Retroactivity is an endemic problem in the state tax world.  In this year alone, we have seen retroactive repeal of the Multistate Tax Compact (MTC) in Michigan, as well as significant retroactivity issues in New York, New Jersey and Virginia.  But after decades of states changing the rules on taxpayers after-the-fact, relief may be on the way if the Supreme Court of the United States grants certiorari in a Washington estate tax case, Hambleton v.
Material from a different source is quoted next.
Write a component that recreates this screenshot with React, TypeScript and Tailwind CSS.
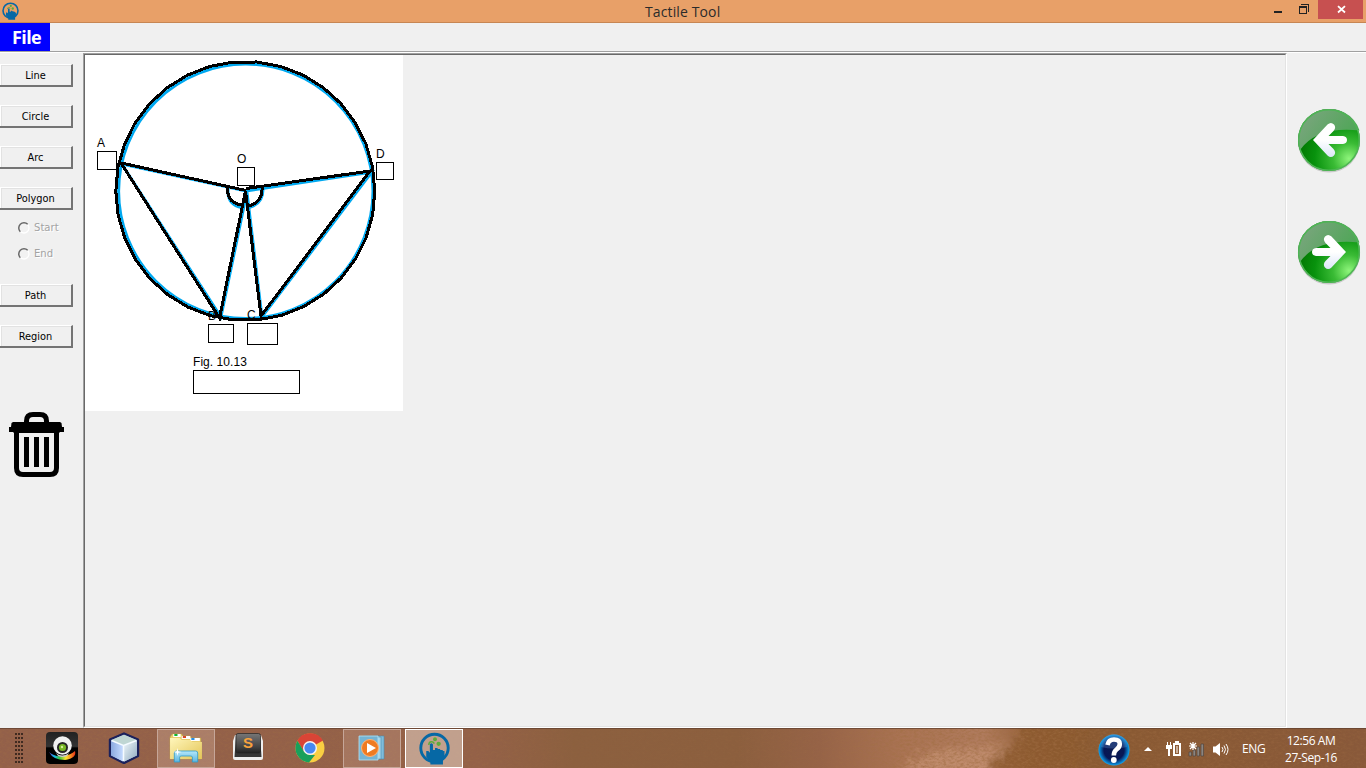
import React from "react";

const TOOLS_TOP = ["Line", "Circle", "Arc", "Polygon"];
const TOOLS_BOTTOM = ["Path", "Region"];

function HandIcon({ className }: { className: string }) {
  return (
    <svg viewBox="0 0 30 32" className={className}>
      <circle cx="15" cy="15.5" r="13.3" fill="none" stroke="#0668a5" strokeWidth="2.800" />
      <path d="M10.500 12q1.500-2 3 0v5.500h2v-2h2.500v1h2.500v1h2.500v1h1.700v6l-1.500 3v4H11v-3l-4-4.500v-5.500h2l1.500 1.500z" fill="#0668a5" />
      <circle cx="15.500" cy="7" r="1.900" fill="#5cac3b" />
      <circle cx="19" cy="11.500" r="2.100" fill="#5cac3b" />
      <path d="M9.500 12.500q0-3 2.500-3t2.500 2" fill="none" stroke="#5cac3b" strokeWidth="1.400" />
    </svg>
  );
}

function TitleBar() {
  return (
    <header className="flex h-[23px] shrink-0 border-b border-[#c78653] bg-[#e8a068] text-[#2b2b2b]">
      <div className="w-[645px] pt-[2px] pl-[2px]">
        <HandIcon className="h-[18px] w-[17px]" />
      </div>
      <div className="w-[625px] whitespace-nowrap font-['Open_Sans','Noto_Sans',sans-serif] text-[14px] leading-[23px] tracking-[0.120px]">Tactile Tool</div>
      <svg className="h-[22px] w-[48px]" viewBox="0 0 48 22" shapeRendering="crispEdges">
        <path d="M4 11h8v2H4z" fill="#222" />
        <path d="M29.500 6.500h7v7h-7zM31 4.500h7.500V12" fill="none" stroke="#222" />
        <path d="M29 6h8v2h-8z" fill="#222" />
      </svg>
      <div className="flex h-[19px] w-[45px] justify-center bg-[#c75050]">
        <svg className="mt-[5px] ml-[1px] h-[9px] w-[9px]" viewBox="0 0 9 9">
          <path d="M1 1.200l7 6.300M8 1.200l-7 6.300" stroke="#fff" strokeWidth="1.800" />
        </svg>
      </div>
    </header>
  );
}

function ToolButton({ label }: { label: string }) {
  return (
    <button className="h-[23px] w-[73px] border-t border-r-2 border-b-2 border-t-white border-r-[#747474] border-b-[#747474] bg-[#f0f0f0] pt-[2px] text-[10.900px] leading-[18px] text-black shadow-[inset_1px_0_#fff,inset_2px_1px_#e2e2e2]">
      {label}
    </button>
  );
}

function RadioRow({ label }: { label: string }) {
  return (
    <div className="flex h-[26px] items-center gap-[4px] pl-[18px] text-[11.200px] text-[#a3a3a3] [text-shadow:1px_1px_#fff]">
      <svg className="h-[12px] w-[12px]" viewBox="0 0 12 12">
        <circle cx="6" cy="6" r="5" fill="#f2f2f2" stroke="#fff" strokeWidth="1.300" />
        <path d="M2.300 9.700A5 5 0 0 1 9.700 2.300" fill="none" stroke="#666" strokeWidth="1.500" />
      </svg>
      <span className="pt-[1px]">{label}</span>
    </div>
  );
}

function TrashIcon() {
  return (
    <svg className="mt-[64px] ml-[9px] h-[65px] w-[55px]" viewBox="0 0 55 65">
      <path d="M15 12V9q0-9 9-9h7q9 0 9 9v3h-5V9q0-4-4-4h-7q-4 0-4 4v3z" />
      <path d="M4 10h47l1.500 1 .5 4h2v5h-4.500v1h-46v-1H0v-5h2l.500-4z" />
      <path d="M7.500 18v38q0 6.500 6.500 6.500h27q6.500 0 6.500-6.500V18" fill="none" stroke="#000" strokeWidth="5" />
      <path d="M15 25h5v30h-5zM25 25h5v30h-5zM35 25h5v30h-5z" />
    </svg>
  );
}

function Sidebar() {
  return (
    <aside className="w-[83px] shrink-0 pt-[11px] font-['DejaVu_Sans_Condensed','DejaVu_Sans',sans-serif]">
      <div className="flex flex-col gap-[18px]">
        {TOOLS_TOP.map((t) => <ToolButton key={t} label={t} />)}
      </div>
      <div className="h-[74px] pt-[5px]">
        <RadioRow label="Start" />
        <RadioRow label="End" />
      </div>
      <div className="flex flex-col gap-[18px]">
        {TOOLS_BOTTOM.map((t) => <ToolButton key={t} label={t} />)}
      </div>
      <TrashIcon />
    </aside>
  );
}

const ring = Array.from({ length: 34 }, (_, i) => {
  const a = (i / 34) * Math.PI * 2 - Math.PI / 2 + 0.09;
  return `${(160.3 + 129.5 * Math.cos(a)).toFixed(1)},${(136 + 129.5 * Math.sin(a)).toFixed(1)}`;
}).join(" ");

function Figure() {
  return (
    <svg className="block h-[356px] w-[318px] bg-white" viewBox="0 0 318 356">
      <g fill="none" stroke="#00a8ef" strokeWidth="3">
        <circle cx="160.800" cy="136.300" r="127.200" strokeWidth="3" />
        <path d="M36 109L161 136L287 117L177 262L162 137L136 262L36.500 108.500" strokeWidth="2.800" />
        <path d="M143 134q-1 16 14 18.500M178 134q0 15-14 18.500" />
      </g>
      <g fill="none" stroke="#000" strokeWidth="3" shapeRendering="crispEdges">
        <polygon points={ring} />
        <path d="M34 107.500L161 135.500M36 108L134.500 263L160.500 136L176 261L285 116L161 133.500" />
        <path d="M142.500 132q-1 15.500 14 18M177 132q1 15-13 19" />
      </g>
      <g fill="none" stroke="#000" shapeRendering="crispEdges">
        <path d="M12.500 96.500h19v18h-19zM152.500 112.500h17v18h-17zM291.500 107.500h17v17h-17zM123.500 269.500h25v18h-25zM162.500 268.500h30v21h-30zM108.500 315.500h106v23h-106z" />
      </g>
      <g className="font-['Liberation_Sans',sans-serif] text-[12px]" fill="#000">
        <text x="12" y="92">A</text>
        <text x="152" y="108">O</text>
        <text x="291" y="103">D</text>
        <text x="123" y="265">B</text>
        <text x="162" y="264">C</text>
        <text x="108" y="311" className="tracking-[0.050px]">Fig. 10.13</text>
      </g>
    </svg>
  );
}

function ArrowOrb({ flip, id }: { flip: boolean; id: string }) {
  return (
    <svg className="h-[66px] w-[66px]" viewBox="0 0 66 66">
      <defs>
        <radialGradient id={id} cx="0.82" cy="0.8" r="0.85">
          <stop offset="0" stopColor="#8ef57b" />
          <stop offset="0.3" stopColor="#3abb35" />
          <stop offset="0.65" stopColor="#08920d" />
          <stop offset="1" stopColor="#007400" />
        </radialGradient>
        <linearGradient id={id + "g"} x1="0" y1="0" x2="1" y2="0.5">
          <stop offset="0" stopColor="#80a583" />
          <stop offset="1" stopColor="#4da655" />
        </linearGradient>
        <linearGradient id={id + "w"} x1="0" y1="0" x2="0" y2="1">
          <stop offset="0.5" stopColor="#fff" />
          <stop offset="1" stopColor="#dbe7f8" />
        </linearGradient>
      </defs>
      <circle cx="33" cy="34.500" r="31" fill="#999" opacity=".45" />
      <circle cx="33" cy="33" r="31" fill={`url(#${id})`} />
      <path d="M4 43A31 31 0 1 1 63.500 23.500Q21 19 4 43z" fill={`url(#${id}g)`} />
      <circle cx="33" cy="33" r="30.300" fill="none" stroke="#4fb456" strokeWidth="1.500" />
      <g transform={flip ? "matrix(-1 0 0 1 67 0)" : undefined}>
        <path d="M17 33L31.500 17.500Q35 14.500 38 17.500Q40.500 20.500 37.500 24L32.500 29H47Q51 29.500 51 33Q51 36.500 47 37H32.500L37.500 42Q40.500 45.500 38 48.500Q35 51.500 31.500 48.500z" fill={`url(#${id}w)`} />
      </g>
    </svg>
  );
}

function Workspace() {
  return (
    <div className="flex min-h-0 flex-1">
      <Sidebar />
      <main className="w-[1204px] shrink-0 border-t border-r border-b border-l border-t-[#a0a0a0] border-r-white border-b-white border-l-[#a0a0a0]">
        <div className="h-full border border-t-[#696969] border-r-[#e3e3e3] border-b-[#e3e3e3] border-l-[#696969]">
          <Figure />
        </div>
      </main>
      <aside className="flex w-[79px] flex-col gap-[46px] pt-[54px] pl-[9px]">
        <ArrowOrb flip={false} id="prev" />
        <ArrowOrb flip id="next" />
      </aside>
    </div>
  );
}

function WebcamIcon() {
  return (
    <svg className="h-[32px] w-[32px]" viewBox="0 0 32 32">
      <defs>
        <linearGradient id="rainbow">
          <stop offset="0" stopColor="#6838c8" /><stop offset=".2" stopColor="#12b9ed" /><stop offset=".4" stopColor="#3dc63b" />
          <stop offset=".65" stopColor="#ffe32e" /><stop offset="1" stopColor="#e93118" />
        </linearGradient>
        <linearGradient id="camdark" x1="0" y1="0" x2="0" y2="1">
          <stop offset="0" stopColor="#222" /><stop offset=".45" stopColor="#333" /><stop offset=".5" stopColor="#000" />
        </linearGradient>
      </defs>
      <rect width="32" height="32" rx="4" fill="url(#camdark)" />
      <path d="M3 20Q8 25 17 24Q25 23 29 19Q31 26 19 28Q7 28 3 20z" fill="url(#rainbow)" />
      <circle cx="16.500" cy="13.500" r="9.300" fill="#f1f1f1" />
      <path d="M10 21q6 5 13 0l-2 3q-5 2-9 0z" fill="#ccc" />
      <circle cx="16.500" cy="15.500" r="5.500" fill="#252525" />
      <circle cx="16.500" cy="15.500" r="3.600" fill="#76b624" />
      <circle cx="16" cy="15" r="1.200" fill="#d4ef99" />
    </svg>
  );
}

function CubeIcon() {
  return (
    <svg className="h-[32px] w-[32px]" viewBox="0 0 32 32">
      <defs>
        <linearGradient id="cubeleft"><stop stopColor="#8ba9df" /><stop offset="1" stopColor="#c5dbff" /></linearGradient>
        <linearGradient id="cuberight" x1="0" y1="0" x2="1" y2="1"><stop stopColor="#eef7fa" /><stop offset="1" stopColor="#91abc0" /></linearGradient>
      </defs>
      <path d="M16 1.500L30 7.500V24L16 31L2 24V7.500z" fill="#aac0db" stroke="#1b215b" strokeWidth="2.400" strokeLinejoin="round" />
      <path d="M16 2.700L28.500 8L16 13L3.500 8z" fill="#bfd6d3" />
      <path d="M3 8.500L15 13.500V29.500L3 23.500z" fill="url(#cubeleft)" />
      <path d="M16 13.500L29 8.500V23.500L16 29.500z" fill="url(#cuberight)" />
      <path d="M3.500 8.500L15.500 13.500L28.500 8.500M15.500 14v15" fill="none" stroke="#f5fbff" strokeWidth="1.500" />
    </svg>
  );
}

function ExplorerIcon() {
  return (
    <svg className="h-[32px] w-[34px]" viewBox="0 0 32 32" preserveAspectRatio="none">
      <defs>
        <linearGradient id="folder" x1="0" y1="0" x2="1" y2="1"><stop stopColor="#fff6bc" /><stop offset="1" stopColor="#e4c657" /></linearGradient>
        <linearGradient id="stand" x1="0" y1="0" x2="0" y2="1"><stop stopColor="#b4e7fa" /><stop offset="1" stopColor="#5bb5e0" /></linearGradient>
      </defs>
      <path d="M1 5l2-3h9l1 2h7l1 2h9v21H1z" fill="#e9cf6d" stroke="#bda041" strokeWidth=".6" />
      <path d="M4 2h7v3H4z" fill="#fff" /><path d="M5 2h3v2H5z" fill="#12b52e" />
      <path d="M12 4h8v3h-8z" fill="#fff" /><path d="M13 4h3v2h-3z" fill="#d84727" />
      <path d="M20 6h9v3h-9z" fill="#fff" /><path d="M21 6h3v2h-3z" fill="#268ee4" />
      <path d="M1 6h9l2 2h8l2 2h9v17H1z" fill="url(#folder)" />
      <path d="M5 30V21q0-2 2-2h18q2 0 2 2v9h-5v-5q0-1-2-1h-8q-2 0-2 1v5z" fill="url(#stand)" stroke="#329cc8" strokeWidth=".8" />
      <path d="M8 16l.700 3.300 3.300.700-3.300.700-.700 3.300-.700-3.300-3.300-.700 3.300-.700z" fill="#fff" />
    </svg>
  );
}

function SublimeIcon() {
  return (
    <svg className="h-[32px] w-[32px]" viewBox="0 0 32 32">
      <defs><linearGradient id="keycap" x1="0" y1="0" x2="0" y2="1"><stop stopColor="#777" /><stop offset=".7" stopColor="#424242" /><stop offset="1" stopColor="#222" /></linearGradient></defs>
      <path d="M3 3h26l2 6v17q0 2-2 2H3q-2 0-2-2V9z" fill="#eee" />
      <path d="M4 3h24l1.500 22H2.500z" fill="#363636" />
      <rect x="4" y="1.500" width="24.500" height="19.500" rx="2" fill="url(#keycap)" stroke="#242424" strokeWidth=".7" />
      <text x="16" y="16" textAnchor="middle" className="font-['Liberation_Sans',sans-serif] text-[15px] font-bold" fill="#f8a23c">S</text>
    </svg>
  );
}

function ChromeIcon() {
  return (
    <svg className="h-[30px] w-[30px]" viewBox="-15 -15 30 30">
      <circle r="14.500" fill="#f9cf42" />
      <path d="M0 0L-12.600-7.300A14.500 14.500 0 0 1 12.600-7.300z" fill="#da4436" />
      <path d="M0-7H13A14.500 14.500 0 0 0-12.600-7.300L-6 4z" fill="#da4436" />
      <path d="M-12.600-7.300L-6 3.600Q-3 7 0 7H5L-1 14.500A14.500 14.500 0 0 1-12.600-7.300z" fill="#19a05c" />
      <circle r="7" fill="#f4f4f4" /><circle r="5.600" fill="#4688f2" />
    </svg>
  );
}

function MediaIcon() {
  return (
    <svg className="h-[28px] w-[28px]" viewBox="0 0 28 28">
      <path d="M5 2h21v23H5z" fill="#80bcda" stroke="#4b8bab" strokeWidth=".6" />
      <path d="M3 3h20v22H3z" fill="#a5d4e9" stroke="#4b8bab" strokeWidth=".6" />
      <path d="M1 2h19v24H1z" fill="#75b4d4" stroke="#b4e3f5" strokeWidth=".8" />
      <circle cx="12" cy="14" r="8.500" fill="#ef7b22" stroke="#ffb477" />
      <path d="M9 9l9 5-9 5z" fill="#fff" />
    </svg>
  );
}

const APPS = [
  { icon: <WebcamIcon />, box: "border-transparent" },
  { icon: <CubeIcon />, box: "border-transparent" },
  { icon: <ExplorerIcon />, box: "border-[#c6a698] bg-[#d8b5a3]/35" },
  { icon: <SublimeIcon />, box: "border-transparent" },
  { icon: <ChromeIcon />, box: "border-transparent" },
  { icon: <MediaIcon />, box: "border-[#c6a698] bg-[#d8b5a3]/25" },
  { icon: <HandIcon className="h-[33px] w-[31px]" />, box: "border-white bg-[#dfc9bd]/60" },
];

function TaskbarTexture() {
  return (
    <svg className="absolute inset-0 h-[40px] w-[1366px]" viewBox="0 0 1366 40">
      <defs>
        <linearGradient id="soil">
          <stop offset="0" stopColor="#93604a" /><stop offset=".35" stopColor="#946148" />
          <stop offset=".42" stopColor="#8c603f" /><stop offset=".54" stopColor="#8c5f3e" />
          <stop offset=".6" stopColor="#966347" /><stop offset=".66" stopColor="#aa7353" />
          <stop offset=".72" stopColor="#b07b5d" /><stop offset=".755" stopColor="#946039" />
          <stop offset=".78" stopColor="#8a5a31" /><stop offset="1" stopColor="#89593a" />
        </linearGradient>
        <filter id="grain" x="0" y="0" width="100%" height="100%">
          <feTurbulence type="fractalNoise" baseFrequency=".28 .5" numOctaves="2" seed="7" />
          <feColorMatrix values="0 0 0 0 .36  0 0 0 0 .16  0 0 0 0 .06  1.900 0 0 0 -.75" />
        </filter>
        <filter id="edge" x="-10%" y="-30%" width="120%" height="160%">
          <feTurbulence type="fractalNoise" baseFrequency=".15" numOctaves="2" seed="3" result="n" />
          <feGaussianBlur in="SourceGraphic" stdDeviation="4" result="b" />
          <feDisplacementMap in="b" in2="n" scale="14" />
        </filter>
        <linearGradient id="grainfade">
          <stop offset="0" stopColor="#777" /><stop offset=".35" stopColor="#555" />
          <stop offset=".42" stopColor="#181818" /><stop offset=".6" stopColor="#333" />
          <stop offset=".67" stopColor="#fff" /><stop offset=".75" stopColor="#bbb" />
          <stop offset=".82" stopColor="#777" /><stop offset="1" stopColor="#555" />
        </linearGradient>
        <mask id="grainmask"><rect width="1366" height="40" fill="url(#grainfade)" /></mask>
      </defs>
      <rect width="1366" height="40" fill="url(#soil)" />
      <g filter="url(#edge)">
        <path d="M900 44q20-24 55-23t55-7l-22 32z" fill="#c49272" opacity=".75" />
        <path d="M986 46q8-22 22-26t11-26h60v52z" fill="#8c5a2d" opacity=".85" />
      </g>
      <g mask="url(#grainmask)"><rect width="1366" height="40" filter="url(#grain)" /></g>
      <path d="M0 .5h1366" stroke="#60402f" opacity=".7" />
    </svg>
  );
}

function Tray() {
  return (
    <div className="flex h-full items-center font-['Open_Sans','Noto_Sans',sans-serif] text-[12px] text-white">
      <svg className="mt-[3px] h-[32px] w-[32px]" viewBox="0 0 32 32">
        <defs><radialGradient id="help"><stop stopColor="#0b1b50" /><stop offset=".65" stopColor="#071756" /><stop offset=".88" stopColor="#0873bd" /><stop offset="1" stopColor="#16a5ed" /></radialGradient></defs>
        <circle cx="16" cy="16" r="15.500" fill="url(#help)" />
        <path d="M3 13a13 13 0 0 1 26 0q-13 3-26 0z" fill="#6b9fe0" opacity=".28" />
        <path d="M9.500 11Q10.500 5.500 16 5.500Q21.800 5.500 21.800 10Q21.800 13 18.500 15.500Q15.800 17.500 15.800 21.500" fill="none" stroke="#fff" strokeWidth="4.600" />
        <circle cx="15.800" cy="26" r="2.900" fill="#fff" />
      </svg>
      <svg className="mt-[2px] ml-[14px] h-[6px] w-[8px]" viewBox="0 0 8 6"><path d="M4 1L8 5H0z" fill="#fff" /></svg>
      <svg className="mt-[1px] ml-[14px] h-[17px] w-[15px]" viewBox="0 0 15 17" shapeRendering="crispEdges">
        <path d="M1 2h1v3h2V2h1v3h1v4H4v7H2V9H0V5h1z" fill="#fff" />
        <path d="M7 3h2V1h4v2h2v13H7zM9 5v9h4V5z" fillRule="evenodd" fill="#fff" />
        <path d="M10 6h2v7h-2z" fill="#c9b09d" />
      </svg>
      <svg className="mt-[2px] ml-[7px] h-[16px] w-[17px]" viewBox="0 0 17 16">
        <path d="M1 11h2.500v4H1zM5 9h2.500v6H5zM9 6h2.500v9H9zM13 3h2.500v12H13z" fill="#8b8580" stroke="#51463f" strokeWidth=".7" />
        <path d="M5 1v8M1 5h8M2 2l6 6M8 2L2 8" stroke="#fff" strokeWidth="1.200" />
      </svg>
      <svg className="mt-[2px] ml-[8px] h-[15px] w-[16px]" viewBox="0 0 16 15">
        <path d="M0 4.500h2.500L7 1v13l-4.500-3.500H0z" fill="#fff" />
        <path d="M9 5q2 2.500 0 5M11 3.500q3 4 0 8M13 2q4 5.500 0 11" fill="none" stroke="#fff" strokeWidth="1" />
      </svg>
      <span className="mt-[2px] ml-[13px] w-[24px] tracking-[-0.400px]">ENG</span>
      <div className="mt-[2px] ml-[10px] w-[70px] whitespace-nowrap text-center leading-[17px] tracking-[-0.420px]">
        <div>12:56 AM</div>
        <div>27-Sep-16</div>
      </div>
      <div className="w-[20px]" />
    </div>
  );
}

function Taskbar() {
  return (
    <footer className="relative h-[40px] shrink-0 overflow-hidden">
      <TaskbarTexture />
      <div className="relative flex h-full items-center justify-between">
        <div className="flex items-center gap-[4px]">
          <svg className="ml-[15px] h-[32px] w-[14px]" viewBox="0 0 14 32" shapeRendering="crispEdges">
            {[0, 1, 2, 3, 4, 5, 6, 7].map((r) => (
              <path key={r} d={`M0 ${r * 4 + 1.5}h2m1 0h2m1 0h2`} stroke="#3f2a20" strokeWidth="2" />
            ))}
          </svg>
          {APPS.map((a, i) => (
            <div key={i} className={`flex h-[39px] w-[58px] items-center justify-center border ${a.box}`}>{a.icon}</div>
          ))}
        </div>
        <Tray />
      </div>
    </footer>
  );
}

export default function App() {
  return (
    <div className="flex h-[768px] w-[1366px] flex-col overflow-hidden bg-[#f0f0f0] text-black">
      <TitleBar />
      <nav className="flex h-[30px] shrink-0 border-b border-white">
        <div className="flex w-full border-b border-[#a0a0a0]">
          <div className="h-[28px] w-[50px] bg-[#00f] pl-[12px] font-['Open_Sans','Noto_Sans',sans-serif] text-[18px] leading-[29px] font-bold tracking-[-0.600px] text-white">File</div>
        </div>
      </nav>
      <Workspace />
      <Taskbar />
    </div>
  );
}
Washington, with retroactivity that makes you say “What the heck?”.

The taxpayers filed a petition for certiorari on June 5, 2015.  The Court requested a response, which is now due by September 9, 2015.  The Tax Executives Institute filed an amicus brief on July 6, 2015.

The case involves two widows’ estates.  As stated in the petition:

Helen Hambleton died in 2006, and Jessie Macbride died in 2007.  Each was the passive lifetime beneficiary of a trust established in her deceased husband’s estate, and neither possessed a power under the trust instrument to dispose of the trust assets.  Under the Washington estate tax law at the time of their deaths, the tax did not apply to the value of those trust assets.  In 2013, however, the Washington Legislature amended the estate tax statutes retroactively back to 2005, exposing their estates to nearly two million dollars of back taxes.

In 2005, Washington state enacted an estate tax that was intended to operate on a standalone basis, separate from the federal estate tax.  In interpreting the new law, the Department of Revenue issued regulations that the transfer of property from the petitioners’ husbands to the petitioners through a Qualified Terminable Interest Property (QTIP) trust was not subject to the Washington estate tax.  The Department then reversed its position and assessed tax.  Petitioners, along with other estates, challenged the Department’s position and won in Washington Supreme Court (In re Estate of Bracken, 290 P.3d 99 (Wash. 2012)).  Then in 2013, the Washington legislature amended the estate tax to retroactively adopt the Department’s position, going back to 2005.  The petitioners challenged this law up to the Washington Supreme Court, which held in favor of the Department and concluded that the retroactive change satisfied the due process clause under a rational basis standard.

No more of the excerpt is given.